What comes to mind when you recall holidays gone by? Do you have sweet memories of time spent with friends and family, or unpleasant memories of family and gift-buying stress — along with debt to start the new year? I can’t eliminate the stress caused by 2020 or relatives, but I can provide a few financial tips to help prevent debt remorse in 2021.
Review the list of people for whom you purchase gifts. If you have not set aside the funds, is buying presents really worth going into debt? Would you want others going into debt to buy for you? Do they really need or want the item you plan to give them?
My two sons have a tradition, which exemplifies what gift giving sometimes becomes; one of them hands the other a $100 bill, which the recipient in turn hands back to his brother. Nothing is accomplished but the expected exchange. How often do you buy for someone because you think they will buy for you? Gift giving has become an obligation instead of a joy.
If you find yourself feeling obligated, the people on your list may feel the same. Perhaps their financial situation is even tighter than yours. Be bold, be brave and be real. Have a conversation and explain you’re stepping back from spending on gifts to allow more joy in your holidays; remove some stress from yourself and from them.
For the gifts you do purchase, set a budget or spending cap. In my immediate family, we draw names for the adults and set a limit for the items we plan to buy. This helps eliminate negative feelings on both sides when one person spends more than the other.
Instead of focusing on cost, be creative. Something handmade often means more than any store-bought item ever could. Do you have special cookies or jelly everyone loves? Do you have artistic talents — the ability to draw, write poetry or make a craft?

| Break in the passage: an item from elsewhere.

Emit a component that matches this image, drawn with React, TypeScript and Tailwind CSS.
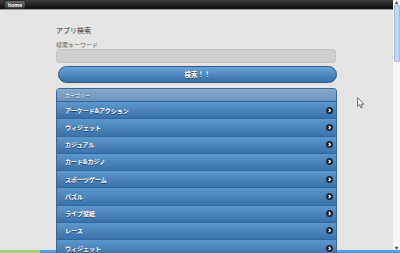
import React from "react";

const items = [
  "アーケード&アクション",
  "ウィジェット",
  "カジュアル",
  "カード&カジノ",
  "スポーツゲーム",
  "パズル",
  "ライブ壁紙",
  "レース",
  "ウィジェット",
];

function Arrow() {
  return (
    <svg width="7" height="7" viewBox="0 0 7 7" className="shrink-0">
      <circle cx="3.5" cy="3.5" r="3.5" fill="#1e2a3a" />
      <path d="M2.8 2 L4.4 3.5 L2.8 5" stroke="#fff" strokeWidth="1.1" fill="none" />
    </svg>
  );
}

export default function App() {
  return (
    <div
      className="w-[400px] h-[253px] overflow-hidden flex flex-col bg-[#e4e4e4]"
      style={{ fontFamily: '"Noto Sans CJK JP", "Liberation Sans", sans-serif' }}
    >
      <div className="flex flex-1 min-h-0">
        <div className="flex-1 flex flex-col min-w-0 relative">
          <div className="h-[13px] bg-gradient-to-b from-[#3c3c3c] to-[#0e0e0e] flex items-center pl-[4px] border-b border-[#9a9a9a]">
            <div className="h-[9px] px-[3px] rounded-[3px] bg-gradient-to-b from-[#6a6a6a] to-[#3a3a3a] border border-[#222] flex items-center text-[5px] leading-none font-bold text-white">
              home
            </div>
          </div>
          <div className="flex-1 pl-[56px] pr-[57px] pt-[15px]">
            <div className="text-[7px] leading-[10px] text-[#333]">アプリ検索</div>
            <div className="mt-[6px] text-[6px] leading-[7px] text-[#666]">検索キーワード</div>
            <div className="mt-[1px] h-[14px] rounded-[4px] bg-[#cfcfcf] border border-[#c4c4c4]" />
            <div className="mt-[3px] ml-[2px] mr-[-1px] h-[17px] rounded-full bg-gradient-to-b from-[#6aa2d4] to-[#386fa6] border border-[#2d5a88] flex items-center justify-center text-[6.5px] font-bold text-white [text-shadow:0_1px_0_#1d3d60]">
              検索！！
            </div>
            <div className="mt-[5px] mr-[-1px] rounded-t-[4px] overflow-hidden border border-[#3a6a98] border-b-0">
              <div className="h-[12px] bg-gradient-to-b from-[#86a8cc] to-[#6d92bb] flex items-center pl-[8px] text-[5px] text-white [text-shadow:0_1px_0_#3b5b80]">
                カテゴリー
              </div>
              {items.map((t, i) => (
                <div
                  key={i}
                  className="h-[17.25px] bg-gradient-to-b from-[#5e97c9] to-[#3b73aa] border-t border-[#3468a0] flex items-center justify-between pl-[8px] pr-[3px] text-[6px] font-bold text-white [text-shadow:0_1px_0_#1f4266]"
                >
                  <span>{t}</span>
                  <Arrow />
                </div>
              ))}
            </div>
          </div>
          <svg className="absolute left-[357px] top-[97px]" width="8" height="12" viewBox="0 0 8 12">
            <path d="M0.5 0.5 L0.5 9.5 L2.6 7.6 L4 11 L5.4 10.4 L4 7.2 L7 7.2 Z" fill="#fff" stroke="#555" strokeWidth="0.8" />
          </svg>
        </div>
        <div className="w-[7px] bg-[#f7f7f7] flex flex-col items-center">
          <div className="h-[5px] w-full flex items-center justify-center text-[4px] leading-none text-[#557]">▲</div>
          <div className="h-[57px] w-[6px] bg-[#c5d5f5] border border-[#aabbe0] rounded-[1px]" />
          <div className="flex-1" />
          <div className="h-[5px] w-full flex items-center justify-center text-[4px] leading-none text-[#557]">▼</div>
        </div>
      </div>
      <div className="h-[3px] flex">
        <div className="w-[40px] bg-[#9fd27a]" />
        <div className="flex-1 bg-[#4aa0e0]" />
      </div>
    </div>
  );
}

As my mother aged, we printed some of the poems she had written and framed them as gifts for the family. Those types of items usually cost much less and have more value.
My sister, Liz, started a wonderful tradition with her children when they were young. She helped them create handmade gifts and baked items, and before they received any gifts, they gave their gifts to family members. They had so much joy as they saw how excited we were to receive their gifts; it was a special time for them and for us.

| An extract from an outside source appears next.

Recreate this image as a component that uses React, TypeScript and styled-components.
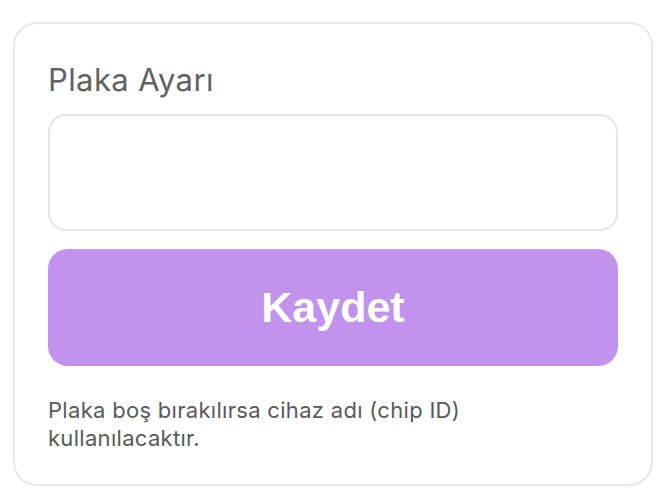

It’s important to teach children the value of time and money. How often have you purchased an expensive item to see it soon discarded? How many times do children play with the box instead of the toy? Just because something is on their gift list does not mean you must buy it. Requiring them to earn and save their money to buy the item they think they can’t live without will help teach them patience, diligence and self-control. These things will help them as they grow into adults while laying the foundation of financial wisdom. After all, isn’t financial wisdom one of the things we desire for ourselves and our families?